* Exercise goal *
From the records below, copy every line that contains the word "React".

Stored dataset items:
= = =

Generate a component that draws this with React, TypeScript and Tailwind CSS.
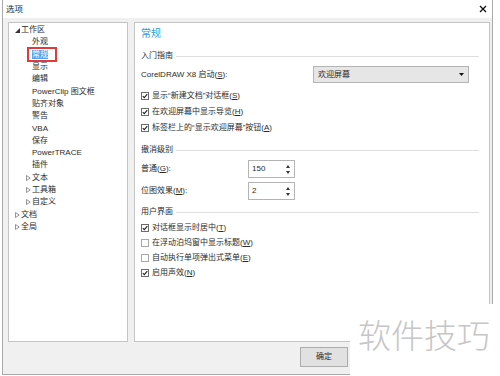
import React from "react";

function Key({ k }: { k: string }) {
  return (
    <>
      (<u>{k}</u>)
    </>
  );
}

function Check({ checked }: { checked: boolean }) {
  return (
    <svg width="8" height="8" viewBox="0 0 8 8" className="shrink-0">
      <rect x="0.5" y="0.5" width="7" height="7" fill="#fff" stroke={checked ? "#6b6b6b" : "#a8a8a8"} />
      {checked && <path d="M1.8 4.2 L3.3 5.7 L6.3 2.2" fill="none" stroke="#222" strokeWidth="1.1" />}
    </svg>
  );
}

function CheckRow({ checked, children, className = "" }: { checked: boolean; children: React.ReactNode; className?: string }) {
  return (
    <div className={`h-[12px] flex items-center gap-[3px] ${className}`}>
      <Check checked={checked} />
      <span className="leading-none">{children}</span>
    </div>
  );
}

function Section({ title, className = "" }: { title: string; className?: string }) {
  return (
    <div className={`h-[12px] flex items-center gap-[3px] ${className}`}>
      <span className="leading-none">{title}</span>
      <div className="flex-1 h-px bg-[#dedede]" />
    </div>
  );
}

function Spin({ value, className = "" }: { value: string; className?: string }) {
  return (
    <div className={`w-[47px] h-[18px] flex border border-[#b4b4b4] bg-white ${className}`}>
      <div className="flex-1 flex items-center pl-[3px] leading-none">{value}</div>
      <div className="w-[13px] flex flex-col items-center justify-center gap-[3px]">
        <svg width="4" height="3" viewBox="0 0 4 3">
          <path d="M2 0 L4 3 L0 3 Z" fill="#333" />
        </svg>
        <svg width="4" height="3" viewBox="0 0 4 3">
          <path d="M0 0 L4 0 L2 3 Z" fill="#333" />
        </svg>
      </div>
    </div>
  );
}

function Expanded() {
  return (
    <svg width="5" height="5" viewBox="0 0 5 5" className="shrink-0">
      <path d="M5 0 L5 5 L0 5 Z" fill="#333" />
    </svg>
  );
}

function Collapsed() {
  return (
    <svg width="5" height="6" viewBox="0 0 5 6" className="shrink-0">
      <path d="M0.5 0.5 L4.2 3 L0.5 5.5 Z" fill="none" stroke="#8a8a8a" strokeWidth="0.9" />
    </svg>
  );
}

function TreeRow({ level, arrow, children }: { level: 0 | 1; arrow?: "open" | "closed"; children: React.ReactNode }) {
  const pad = level === 0 ? "pl-[6px]" : arrow ? "pl-[17px]" : "pl-[23px]";
  return (
    <div className={`h-[12.3px] flex items-center gap-[1px] ${pad}`}>
      {arrow === "open" && <Expanded />}
      {arrow === "closed" && <Collapsed />}
      <span className="leading-none whitespace-nowrap">{children}</span>
    </div>
  );
}

export default function App() {
  const children = ["显示", "编辑", "PowerClip 图文框", "贴齐对象", "警告", "VBA", "保存", "PowerTRACE", "插件"];
  return (
    <div className="relative w-[500px] h-[376px] bg-white overflow-hidden text-[8px] text-[#2b2b2b] font-['Liberation_Sans','Noto_Sans_CJK_SC',sans-serif]">
      <div className="ml-[2px] w-[491px] h-[375px] flex flex-col border-l border-r border-b border-[#a9a9a9] bg-[#f0f0f0]">
        {/* title bar */}
        <div className="h-[18px] bg-white flex items-center justify-between pl-[3px] pr-[5px]">
          <span className="text-[8.5px] leading-none">选项</span>
          <svg width="8" height="8" viewBox="0 0 8 8">
            <path d="M1 1 L7 7 M7 1 L1 7" stroke="#111" strokeWidth="1.3" />
          </svg>
        </div>

        <div className="flex gap-[6px] pl-[5px] pt-[4px]">
          {/* tree */}
          <div className="w-[120px] h-[320px] bg-white border border-[#c4c4c4] pt-[1px]">
            <TreeRow level={0} arrow="open">工作区</TreeRow>
            <TreeRow level={1}>外观</TreeRow>
            <div className="h-[12.3px] flex items-center pl-[23px]">
              <span className="relative h-[9px] flex items-center leading-none bg-[#4da3ee] text-white">
                常规
                <span className="absolute -left-[5px] -right-[9px] -top-[3px] -bottom-[3px] border-2 border-[#e23a3a]" />
              </span>
            </div>
            {children.map((c) => (
              <TreeRow key={c} level={1}>
                {c}
              </TreeRow>
            ))}
            <TreeRow level={1} arrow="closed">文本</TreeRow>
            <TreeRow level={1} arrow="closed">工具箱</TreeRow>
            <TreeRow level={1} arrow="closed">自定义</TreeRow>
            <TreeRow level={0} arrow="closed">文档</TreeRow>
            <TreeRow level={0} arrow="closed">全局</TreeRow>
          </div>

          {/* content */}
          <div className="w-[356px] h-[320px] bg-white border border-[#c4c4c4] pl-[6px] pr-[10px] pt-[3px] flex flex-col">
            <div className="h-[16px] flex items-center text-[10px] leading-none text-[#3198dc]">常规</div>

            <Section title="入门指南" className="mt-[8px]" />
            <div className="h-[17px] mt-[4px] flex items-center justify-between">
              <span className="leading-none">
                CorelDRAW X8 启动<Key k="S" />:
              </span>
              <div className="w-[156px] h-[17px] mr-[10px] flex items-center justify-between pl-[4px] pr-[4px] bg-[#e6e6e6] border border-[#b4b4b4]">
                <span className="leading-none">欢迎屏幕</span>
                <svg width="5" height="3" viewBox="0 0 5 3">
                  <path d="M0 0 L5 0 L2.5 3 Z" fill="#111" />
                </svg>
              </div>
            </div>
            <CheckRow checked className="mt-[7px]">
              显示“新建文档”对话框<Key k="S" />
            </CheckRow>
            <CheckRow checked className="mt-[4px]">
              在欢迎屏幕中显示导览<Key k="H" />
            </CheckRow>
            <CheckRow checked className="mt-[4px]">
              标签栏上的“显示欢迎屏幕”按钮<Key k="A" />
            </CheckRow>

            <Section title="撤消级别" className="mt-[10px]" />
            <div className="mt-[4px] flex items-center">
              <span className="w-[107px] leading-none">
                普通<Key k="G" />:
              </span>
              <Spin value="150" />
            </div>
            <div className="mt-[4px] flex items-center">
              <span className="w-[107px] leading-none">
                位图效果<Key k="M" />:
              </span>
              <Spin value="2" />
            </div>

            <Section title="用户界面" className="mt-[6px]" />
            <CheckRow checked className="mt-[4px]">
              对话框显示时居中<Key k="T" />
            </CheckRow>
            <CheckRow checked={false} className="mt-[3px]">
              在浮动泊坞窗中显示标题<Key k="W" />
            </CheckRow>
            <CheckRow checked={false} className="mt-[3px]">
              自动执行单项弹出式菜单<Key k="E" />
            </CheckRow>
            <CheckRow checked className="mt-[3px]">
              启用声效<Key k="N" />
            </CheckRow>
          </div>
        </div>

        <div className="mt-[5px] pl-[297px]">
          <button className="w-[48px] h-[20px] bg-[#e1e1e1] border border-[#adadad] flex items-center justify-center leading-none text-[8px]">
            确定
          </button>
        </div>
      </div>

      {/* watermark */}
      <div className="absolute left-[350px] top-[304px] w-[150px] h-[72px] bg-white">
        <div className="absolute left-[8px] top-[14px] text-[33px] leading-none font-light text-[#c6c6c6] whitespace-nowrap font-['Noto_Sans_CJK_SC',sans-serif]">
          软件技巧
        </div>
      </div>
    </div>
  );
}
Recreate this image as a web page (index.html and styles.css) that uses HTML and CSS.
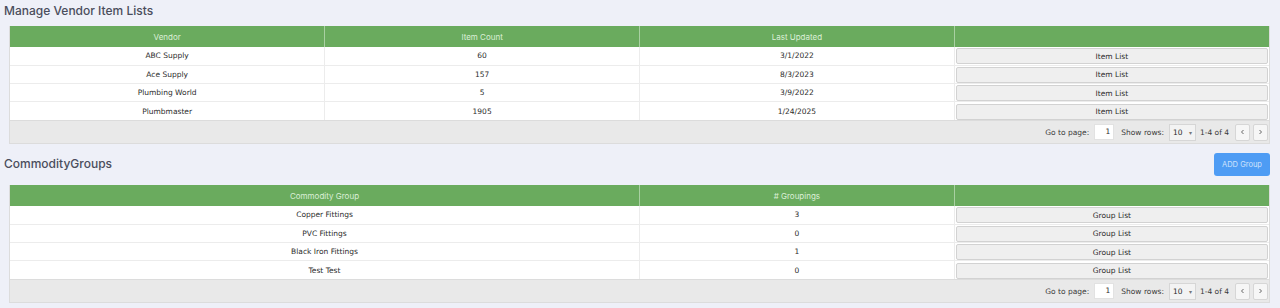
FILE: index.html
```html
<!DOCTYPE html>
<html>
<head>
<meta charset="utf-8">
<link rel="stylesheet" href="styles.css">
</head>
<body>
<div class="page">
  <h2 class="title title-first">Manage Vendor Item Lists</h2>
  <div class="grid-wrap">
    <table class="grid">
      <colgroup><col class="c4"><col class="c4"><col class="c4"><col class="c4"></colgroup>
      <thead>
        <tr><th>Vendor</th><th>Item Count</th><th>Last Updated</th><th></th></tr>
      </thead>
      <tbody>
        <tr><td>ABC Supply</td><td>60</td><td>3/1/2022</td><td class="btn-cell"><button class="cell-btn">Item List</button></td></tr>
        <tr><td>Ace Supply</td><td>157</td><td>8/3/2023</td><td class="btn-cell"><button class="cell-btn">Item List</button></td></tr>
        <tr><td>Plumbing World</td><td>5</td><td>3/9/2022</td><td class="btn-cell"><button class="cell-btn">Item List</button></td></tr>
        <tr><td>Plumbmaster</td><td>1905</td><td>1/24/2025</td><td class="btn-cell"><button class="cell-btn">Item List</button></td></tr>
      </tbody>
    </table>
    <div class="pager">
      <span class="pager-label">Go to page:</span>
      <span class="page-input">1</span>
      <span class="pager-label">Show rows:</span>
      <span class="rows-select">10 <span class="caret">▾</span></span>
      <span class="pager-count">1-4 of 4</span>
      <span class="nav-btn"><svg width="5" height="6" viewBox="0 0 5 6"><path d="M3.5 1 L1.5 3 L3.5 5" fill="none" stroke="#666" stroke-width="1"/></svg></span>
      <span class="nav-btn"><svg width="5" height="6" viewBox="0 0 5 6"><path d="M1.5 1 L3.5 3 L1.5 5" fill="none" stroke="#666" stroke-width="1"/></svg></span>
    </div>
  </div>

  <div class="section-head">
    <h2 class="title">CommodityGroups</h2>
    <button class="add-btn">ADD Group</button>
  </div>
  <div class="grid-wrap">
    <table class="grid">
      <colgroup><col class="c2"><col class="c4"><col class="c4"></colgroup>
      <thead>
        <tr><th>Commodity Group</th><th># Groupings</th><th></th></tr>
      </thead>
      <tbody>
        <tr><td>Copper Fittings</td><td>3</td><td class="btn-cell"><button class="cell-btn">Group List</button></td></tr>
        <tr><td>PVC Fittings</td><td>0</td><td class="btn-cell"><button class="cell-btn">Group List</button></td></tr>
        <tr><td>Black Iron Fittings</td><td>1</td><td class="btn-cell"><button class="cell-btn">Group List</button></td></tr>
        <tr><td>Test Test</td><td>0</td><td class="btn-cell"><button class="cell-btn">Group List</button></td></tr>
      </tbody>
    </table>
    <div class="pager">
      <span class="pager-label">Go to page:</span>
      <span class="page-input">1</span>
      <span class="pager-label">Show rows:</span>
      <span class="rows-select">10 <span class="caret">▾</span></span>
      <span class="pager-count">1-4 of 4</span>
      <span class="nav-btn"><svg width="5" height="6" viewBox="0 0 5 6"><path d="M3.5 1 L1.5 3 L3.5 5" fill="none" stroke="#666" stroke-width="1"/></svg></span>
      <span class="nav-btn"><svg width="5" height="6" viewBox="0 0 5 6"><path d="M1.5 1 L3.5 3 L1.5 5" fill="none" stroke="#666" stroke-width="1"/></svg></span>
    </div>
  </div>
</div>
</body>
</html>
```

FILE: styles.css
```css
* { box-sizing: border-box; }

html, body {
  margin: 0;
  padding: 0;
  background: #eef0f8;
}

.page {
  padding: 0 10px 0 9px;
}

.title {
  margin: 0 0 0 -5px;
  font-family: "Inter", "Open Sans", sans-serif;
  font-weight: 500;
  font-size: 12px;
  letter-spacing: 0;
  color: #4a4d5c;
}

.title-first {
  height: 26px;
  line-height: 22px;
}

.grid-wrap {
  border: 1px solid #dcdcdc;
  border-top: none;
  background: #e9e9e9;
}

.grid {
  width: 100%;
  border-collapse: collapse;
  table-layout: fixed;
  font-family: "DejaVu Sans", Verdana, sans-serif;
  font-size: 7.5px;
  color: #2b2b2b;
}

.c4 { width: 25%; }
.c2 { width: 50%; }

.grid th {
  background: #6aab5e;
  color: #dcefd7;
  font-family: "Inter", "Open Sans", sans-serif;
  font-weight: 400;
  font-size: 8px;
  height: 21px;
  padding: 0;
  border-left: 1px solid #a9d0a2;
}

.grid th:first-child { border-left: none; }

.grid td {
  background: #ffffff;
  height: 18.25px;
  padding: 0;
  text-align: center;
  border-top: 1px solid #ececec;
  border-left: 1px solid #ececec;
}

.grid td:first-child { border-left: none; }
.grid tbody tr:first-child td { border-top: none; }

.grid td.btn-cell {
  padding: 1px 1px 0 1px;
  background: #ffffff;
}

.cell-btn {
  display: block;
  width: 100%;
  height: 16px;
  margin: 0;
  padding: 0;
  border: 1px solid #d2d2d2;
  border-radius: 2px;
  background: #efefef;
  font-family: "DejaVu Sans", Verdana, sans-serif;
  font-size: 7.5px;
  color: #2b2b2b;
}

.pager {
  display: flex;
  justify-content: flex-end;
  align-items: center;
  height: 23px;
  padding: 0 1px 0 0;
  border-top: 1px solid #dcdcdc;
  font-family: "DejaVu Sans", Verdana, sans-serif;
  font-size: 7.5px;
  color: #3a3a3a;
}

.pager-label { margin-right: 5px; }

.page-input {
  width: 20px;
  height: 16px;
  background: #ffffff;
  border: 1px solid #e2e2e2;
  text-align: right;
  padding-right: 3px;
  line-height: 14px;
  margin-right: 7px;
  color: #2b2b2b;
}

.rows-select {
  display: inline-flex;
  align-items: center;
  justify-content: space-between;
  width: 27px;
  height: 17px;
  border: 1px solid #d6d6d6;
  background: #f3f3f3;
  padding: 0 3px;
  margin-right: 4px;
  color: #2b2b2b;
}

.caret {
  font-size: 6px;
  color: #777;
}

.pager-count { margin-right: 3px; }

.nav-btn {
  display: inline-flex;
  align-items: center;
  justify-content: center;
  width: 15px;
  height: 17px;
  border: 1px solid #d6d6d6;
  border-radius: 2px;
  background: #f6f6f6;
  margin-left: 3px;
}

.section-head {
  display: flex;
  justify-content: space-between;
  align-items: center;
  height: 41px;
}

.section-head .title {
  line-height: 16px;
  margin-top: -1px;
}

.add-btn {
  width: 56px;
  height: 23px;
  border: none;
  border-radius: 3px;
  background: #4e9cf4;
  color: #cfe3fc;
  font-family: "Inter", "Open Sans", sans-serif;
  font-size: 7.5px;
  padding: 0;
}
```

= = =

* Solution to this exercise *
Generate a component that draws this with React, TypeScript and Tailwind CSS.
import React from "react";
function CheckRow({ checked, children, className = "" }: { checked: boolean; children: React.ReactNode; className?: string }) {
function TreeRow({ level, arrow, children }: { level: 0 | 1; arrow?: "open" | "closed"; children: React.ReactNode }) {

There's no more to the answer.